Does MV=PQ work for valuing tokens?
As a mental model, yes. As a precise valuation tool, no. The equation breaks down because tokens serve multiple functions with different velocities, cross-chain activity complicates measurement, and speculative demand doesn't fit cleanly into the framework.
What are velocity sinks?
Mechanisms that incentivize holding over transacting: staking, vote-escrow governance, fee distribution to holders, and burn mechanics. These reduce effective velocity and counteract the structural price pressure that high-velocity tokens face.
Why do stablecoins have such high velocity?

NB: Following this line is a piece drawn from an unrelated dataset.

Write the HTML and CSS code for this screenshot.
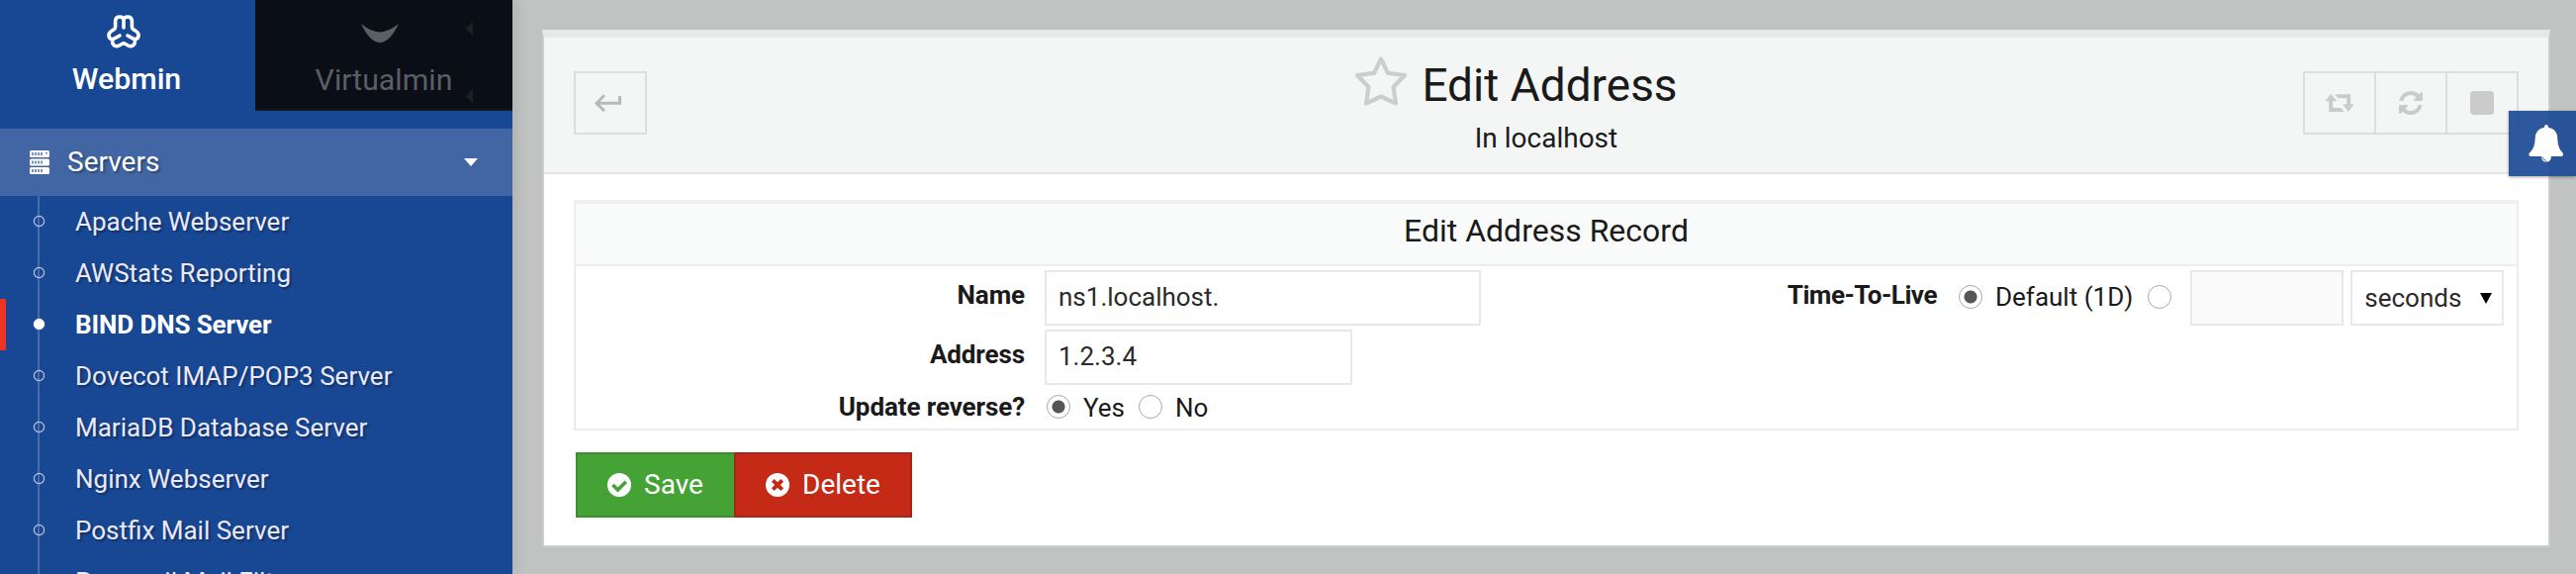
FILE: index.html
```html
<!DOCTYPE html>
<html lang="en">
<head>
<meta charset="utf-8">
<title>Edit Address</title>
<link rel="stylesheet" href="styles.css">
</head>
<body>
<div class="app">
  <aside class="sidebar">
    <div class="tabs">
      <div class="tab tab-active">
        <svg class="logo" viewBox="0 0 34 34" width="34" height="34" fill="none" stroke="#fff" stroke-width="3.600" stroke-linecap="round" stroke-linejoin="round"><path d="M17 13V5.200Q16.600 2 13.100 2Q8.800 2 8.600 6V12.500Q8.500 14 7 14.800Q1.900 17.500 1.900 20.500Q2 24.300 5.800 24.800Q4.800 31 9.500 31.600Q11 31.800 12.500 31L17 28.500L21.500 31Q23 31.800 24.500 31.600Q29.200 31 28.200 24.800Q32 24.300 32.100 20.500Q32.100 17.500 27 14.800Q25.500 14 25.400 12.500V6Q25.200 2 20.900 2Q17.400 2 17 5.200M5.800 24.800L13 21M28.200 24.800L21 21"/></svg>
        <span class="tab-label">Webmin</span>
      </div>
      <div class="tab tab-dark">
        <svg class="logo-v" viewBox="0 0 38 20" width="38" height="20"><path d="M0 0Q10 8 19 8.500Q28 8 38 0Q29 19 19 19Q9 19 0 0Z" fill="#5b5e63"/></svg>
        <span class="tab-label">Virtualmin</span>
        <i class="notch notch-top"></i><i class="notch notch-bottom"></i>
      </div>
    </div>
    <div class="section">
      <svg class="server-icon" viewBox="0 0 20 24" width="20" height="24"><g fill="#fff"><rect y="0" width="20" height="7" rx="1.500"/><rect y="8.500" width="20" height="7" rx="1.500"/><rect y="17" width="20" height="7" rx="1.500"/></g><path d="M3 2v3M6 2v3M9 2v3M12 2v3M3 10.500v3M6 10.500v3M9 10.500v3M12 10.500v3M3 19v3M6 19v3M9 19v3M12 19v3M17 2v1.500" stroke="#4166a3" stroke-width="1.400"/></svg>
      <span class="section-label">Servers</span>
      <i class="caret"></i>
    </div>
    <ul class="menu">
      <li><i></i><span>Apache Webserver</span></li>
      <li><i></i><span>AWStats Reporting</span></li>
      <li class="current"><i></i><span>BIND DNS Server</span></li>
      <li><i></i><span>Dovecot IMAP/POP3 Server</span></li>
      <li><i></i><span>MariaDB Database Server</span></li>
      <li><i></i><span>Nginx Webserver</span></li>
      <li><i></i><span>Postfix Mail Server</span></li>
      <li><i></i><span>Procmail Mail Filter</span></li>
    </ul>
  </aside>
  <main class="content">
    <section class="panel">
      <header class="panel-head">
        <div class="btn-group"><div class="tool tool-back"><svg viewBox="0 0 28 18" width="28" height="18" fill="none" stroke="#b9b9b9" stroke-width="3"><path d="M25.500 2V9.300H2.500M10 1.200L2 9.300L10 17"/></svg></div></div>
        <div class="heading">
          <h1><svg class="star" viewBox="0 0 52 50" width="52" height="50" fill="none" stroke="#cdcdcd" stroke-width="4.200" stroke-linejoin="round"><path d="M26 2.500L33 16.800L50 19L38.500 31L41 47.500L26 40.500L11 47.500L13.500 31L2 19L19 16.800Z"/></svg><span>Edit Address</span></h1>
          <div class="subtitle">In localhost</div>
        </div>
        <div class="btn-group">
          <div class="tool"><svg viewBox="150 227 90 55" width="30" height="18" fill="#cbcbcb"><path d="M168 227L187 249H174V270H199L210 282H162V249H150ZM180 228H229V258H240L222 282L204 258H217V240H191Z"/></svg></div>
          <div class="tool"><svg viewBox="0 128 1536 1536" width="24" height="24" fill="#cbcbcb"><path d="M1511 1056q0 5-1 7-64 268-268 434.500T764 1664q-146 0-282.500-55T238 1452l-129 129q-19 19-45 19t-45-19-19-45v-448q0-26 19-45t45-19h448q26 0 45 19t19 45-19 45l-137 137q71 66 161 102t187 36q134 0 250-65t186-179q11-17 53-117 8-23 30-23h192q13 0 22.500 9.500t9.500 22.500zm25-800v448q0 26-19 45t-45 19h-448q-26 0-45-19t-19-45 19-45l138-138Q969 384 768 384q-134 0-250 65T332 628q-11 17-53 117-8 23-30 23H50q-13 0-22.500-9.500T18 736v-7q65-268 270-434.500T768 128q146 0 284 55.500T1297 340l130-129q19-19 45-19t45 19 19 45z"/></svg></div>
          <div class="tool"><i class="stop"></i></div>
        </div>
      </header>
      <div class="panel-body">
        <div class="record">
          <div class="record-title"><span>Edit Address Record</span></div>
          <div class="grid">
            <div class="label"><span>Name</span></div>
            <div class="cell"><div class="field field-name"><span>ns1.localhost.</span></div></div>
            <div class="label label-ttl"><span>Time-To-Live</span></div>
            <div class="cell ttl">
              <i class="radio on"></i><span class="default">Default (1D)</span><i class="radio"></i>
              <div class="field field-ttl"></div>
              <div class="field field-unit"><span>seconds</span><i class="arrow"></i></div>
            </div>
            <div class="label"><span>Address</span></div>
            <div class="cell span"><div class="field field-addr"><span>1.2.3.4</span></div></div>
            <div class="label label-reverse"><span>Update reverse?</span></div>
            <div class="cell span reverse"><i class="radio on"></i><span class="yes">Yes</span><i class="radio"></i><span class="no">No</span></div>
          </div>
        </div>
        <div class="actions">
          <div class="btn save"><svg viewBox="0 0 24 24" width="24" height="24"><circle cx="12" cy="12" r="12" fill="#fff"/><path d="M5.500 12L10.500 17L18.800 8.700" fill="none" stroke="#44a334" stroke-width="3.600"/></svg><span>Save</span></div>
          <div class="btn delete"><svg viewBox="0 0 24 24" width="24" height="24"><circle cx="12" cy="12" r="12" fill="#fff"/><path d="M7.300 7.300L16.700 16.700M16.700 7.300L7.300 16.700" fill="none" stroke="#c52a16" stroke-width="4"/></svg><span>Delete</span></div>
        </div>
      </div>
    </section>
  </main>
  <div class="bell"><svg viewBox="0 0 36 38" width="36" height="38"><path d="M18 0Q20 0 20 2.800Q29 4 29.300 14Q29.500 24 35 29Q35.500 32 33 32H23Q23 37.500 18 37.500Q13 37.500 13 32H2.500Q0 32 .5 29Q6.500 24 6.700 14Q7 4 16 2.800Q16 0 18 0Z" fill="#fff"/><path d="M14 32.500Q14.500 36 18 36.300" fill="none" stroke="#2a559b" stroke-width=".8"/></svg></div>
</div>
</body>
</html>
```
FILE: styles.css
```css
* { box-sizing: border-box; }
body {
  margin: 0;
  font-family: Roboto, "Liberation Sans", sans-serif;
  font-size: 28px;
  color: #1a1a1a;
  background: #c1c3c2;
}
span { white-space: nowrap; }
i { display: block; flex: none; }
svg { display: block; flex: none; }
.app {
  position: relative;
  display: flex;
  width: 2604px;
  height: 580px;
  overflow: hidden;
}

/* Sidebar */
.sidebar {
  flex: none;
  width: 518px;
  height: 580px;
  background: #184794;
  box-shadow: 2px 0 14px rgba(0, 0, 0, .12);
  overflow: hidden;
}
.tabs { display: flex; height: 130px; }
.tab {
  position: relative;
  display: flex;
  flex-direction: column;
  align-items: center;
  height: 112px;
  font-size: 30.300px;
  line-height: 36px;
}
.tab-active { width: 258px; padding: 15px 9px 0 0; color: #fff; font-weight: 500; }
.tab-active .tab-label { padding-left: 7px; }
.tab-dark {
  width: 260px;
  padding: 24px 0 0;
  color: #5b5e63;
  background: #0a0e17;
  border-bottom: 2px solid #131720;
}
.logo { margin-bottom: 13px; }
.logo-v { margin: 0 9px 19px 0; }
.notch {
  position: absolute;
  left: 213px;
  border: solid transparent;
  border-width: 7px 7px 7px 0;
  border-right-color: #1e2024;
}
.notch-top { top: 22px; }
.notch-bottom { top: 90px; }
.section {
  display: flex;
  align-items: center;
  height: 68px;
  padding: 0 35px 0 30px;
  background: #4166a3;
  color: #fff;
  text-shadow: 2px 2px 2px rgba(0, 0, 0, .3);
}
.server-icon { margin-right: 18px; }
.section-label { flex: 1; margin-top: -2px; }
.caret {
  border: solid transparent;
  border-width: 8px 7px 0;
  border-top-color: #fff;
}
.menu {
  margin: 0;
  padding: 0;
  list-style: none;
  height: 382px;
  background: linear-gradient(#466ca9, #466ca9) 38px 0 / 2px 100% no-repeat;
}
.menu li {
  display: flex;
  align-items: center;
  height: 52px;
  padding-left: 34px;
  color: #ece9f8;
  font-size: 26px;
  text-shadow: 2px 2px 2px rgba(0, 0, 0, .3);
}
.menu i {
  width: 11px;
  height: 11px;
  margin: -1px 31px 0 0;
  border: 1px solid #dfe4f2;
  border-radius: 50%;
  box-shadow: 0 0 1px #c6cfe6;
}
.menu .current { border-left: 6px solid #ee3224; padding-left: 28px; color: #fff; font-weight: 700; letter-spacing: -.1px; text-shadow: none; }
.menu .current i { background: #fff; border-color: #fff; }

/* Main panel */
.content { flex: 1; padding: 30px 26px 27px 30px; }
.panel {
  height: 523px;
  background: #fff;
  border: 2px solid #cdcecd;
  border-top: 8px solid #e8e8e8;
}
.panel-head {
  display: flex;
  justify-content: space-between;
  align-items: flex-start;
  height: 138px;
  padding: 34px 30px 0;
  background: #f4f6f5;
  border-bottom: 2px solid #e5e6e5;
}
.btn-group { display: flex; width: 218px; height: 64px; }
.tool {
  display: flex;
  align-items: center;
  justify-content: center;
  width: 74px;
  height: 64px;
  border: 2px solid #dcdddc;
}
.tool-back { padding-right: 4px; }
.tool + .tool { margin-left: -2px; }
.stop { width: 24px; height: 24px; border-radius: 4px; background: #cbcbcb; }
.heading { display: flex; flex-direction: column; align-items: center; margin-top: -16px; }
h1 {
  display: flex;
  align-items: flex-start;
  margin: 0;
  padding-right: 60px;
  font-size: 46px;
  font-weight: 400;
  line-height: 60px;
}
.star { margin: 1px 15px 0 0; }
.subtitle { margin-top: 7px; line-height: 34px; font-size: 28px; }
.panel-body { padding: 26px 30px 0; }
.record { height: 233px; border: 2px solid #ecedec; border-top: 4px solid #efefef; }
.record-title {
  height: 63px;
  line-height: 54px;
  font-size: 32px;
  text-align: center;
  background: #f9fbfa;
  border-bottom: 2px solid #ecedec;
}
.grid {
  display: grid;
  grid-template-columns: 454px 464px 458px 1fr;
  grid-template-rows: 60px 60px 46px;
  padding-top: 4px;
  font-size: 26px;
  line-height: 30px;
}
.label { padding-top: 10px; text-align: right; font-weight: 700; letter-spacing: -.1px; }
.label-ttl { letter-spacing: -.45px; }
.label-reverse { padding-top: 3px; }
.cell { display: flex; padding-left: 20px; align-items: flex-start; }
.span { grid-column: span 3; }
.field {
  display: flex;
  align-items: center;
  height: 56px;
  padding: 0 12px 2px;
  border: 2px solid #e8e8e8;
  color: #2b2b2b;
}
.field-name { width: 441px; }
.field-addr { width: 311px; padding-bottom: 3px; }
.field-ttl { width: 155px; margin: 0 7px 0 19px; background: #fafafa; }
.field-unit { width: 155px; padding: 0 10px 0 12px; justify-content: space-between; }
.arrow { border: solid transparent; border-width: 11px 6px 0; border-top-color: #000; }
.radio {
  width: 24px;
  height: 24px;
  border: 1.500px solid #a8a8a8;
  border-radius: 50%;
  background: #fff;
}
.radio.on { background: radial-gradient(circle, #555 0 6px, #fff 7px); }
.ttl { padding-left: 22px; }
.ttl .radio { margin-top: 15px; }
.ttl .default { margin: 12px 15px 0 13px; }
.reverse .radio { margin: 6px 0 0 2px; }
.reverse .yes { width: 54px; margin: 4px 0 0 13px; }
.reverse .no { margin: 4px 0 0 13px; }

/* Form buttons */
.actions { display: flex; padding: 22px 0 0 2px; }
.btn {
  display: flex;
  align-items: center;
  gap: 13px;
  height: 66px;
  padding-left: 30px;
  color: #fff;
  font-size: 28px;
}
.btn span { margin-top: -2px; }
.save { width: 160px; background: #44a334; border: 2px solid #3c8f2f; border-right: 0; }
.delete { width: 180px; background: #c52a16; border: 2px solid #a62719; }

.bell {
  position: absolute;
  top: 112px;
  right: 0;
  width: 68px;
  height: 66px;
  padding: 14px 0 0 20px;
  background: rgba(24, 71, 148, .9);
  box-shadow: 0 1px 3px rgba(0, 0, 0, .35);
}
```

Stablecoins function as pure transaction media. Users hold them briefly to facilitate payments, not as investments. High velocity is expected and appropriate for this use case. It explains why stablecoins don't appreciate in value despite massive transaction volumes.
Cite this definition
Token velocity measures how frequently a token changes hands, with direct implications for price under the equation of exchange (MV=PQ). High-velocity utility tokens face structural sell pressure because no one holds them. Velocity sinks like staking, vote-escrow governance, and fee distribution counteract this by creating holding incentives. The framework is useful for relative comparisons but breaks down as a precise valuation tool due to multi-function tokens and cross-chain activity.